The shooting of the unarmed Amadou Diallo, an immigrant from Guinea, by four NYPD officers inspired his 1999 song American Skin (41 Shots), costing him support among those who had misconstrued his music and taken him for a symbol of beer-drinking, gun-owning all-American manhood. In The Rising, which came a year after 9/11, he made the significant gesture of adding a group of qawwali singers from Pakistan to one song, Worlds Apart. In 2006 he renewed his creative spark and paid homage to the folk hero Pete Seeger by assembling a new band to play traditional folk and protest songs on an album called We Shall Overcome: The Seeger Sessions, a move so successful that the raucous spontaneity and home-made texture of the music was allowed to influence all his subsequent efforts.
High Hopes, assembled from cover versions, songs left off recent albums and new versions of old favourites, appears on the surface to have no central message to impart. But its individual songs, although drawn from a variety of sources, nevertheless convey an impression of a confused America licking its wounds and looking for salvation. Several songs, including a storming remake of The Ghost of Tom Joad, feature Tom Morello, the 49-year-old singer and guitarist formerly with Rage Against the Machine, a political activist whose presence seems to have provided his temporary employer with a burst of fresh energy.

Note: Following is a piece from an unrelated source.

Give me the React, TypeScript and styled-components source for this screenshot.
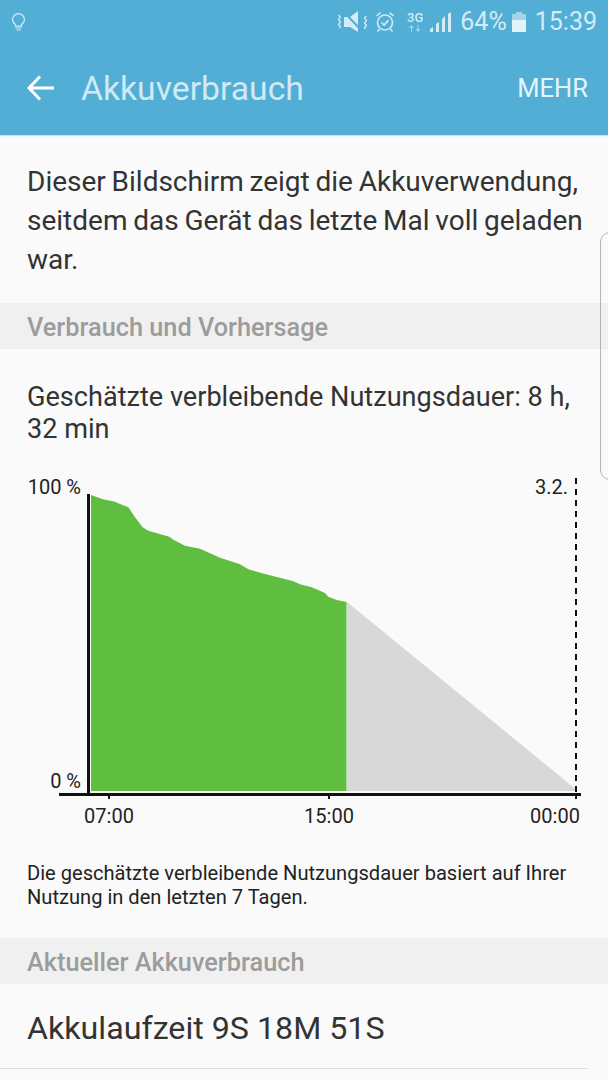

Springsteen loves his job, which is one of the reasons his concerts are such delirious fun, but he is well aware that his chosen milieu, the entertainment business, is “a world of illusions, a world of symbols”. Nevertheless his new album finishes with a stirring cover of a great song, Dream Baby Dream, written and recorded 35 years ago by the New York electro-punk band Suicide. Your finest dreams, he is saying, don’t have to be illusions. They really can change the world.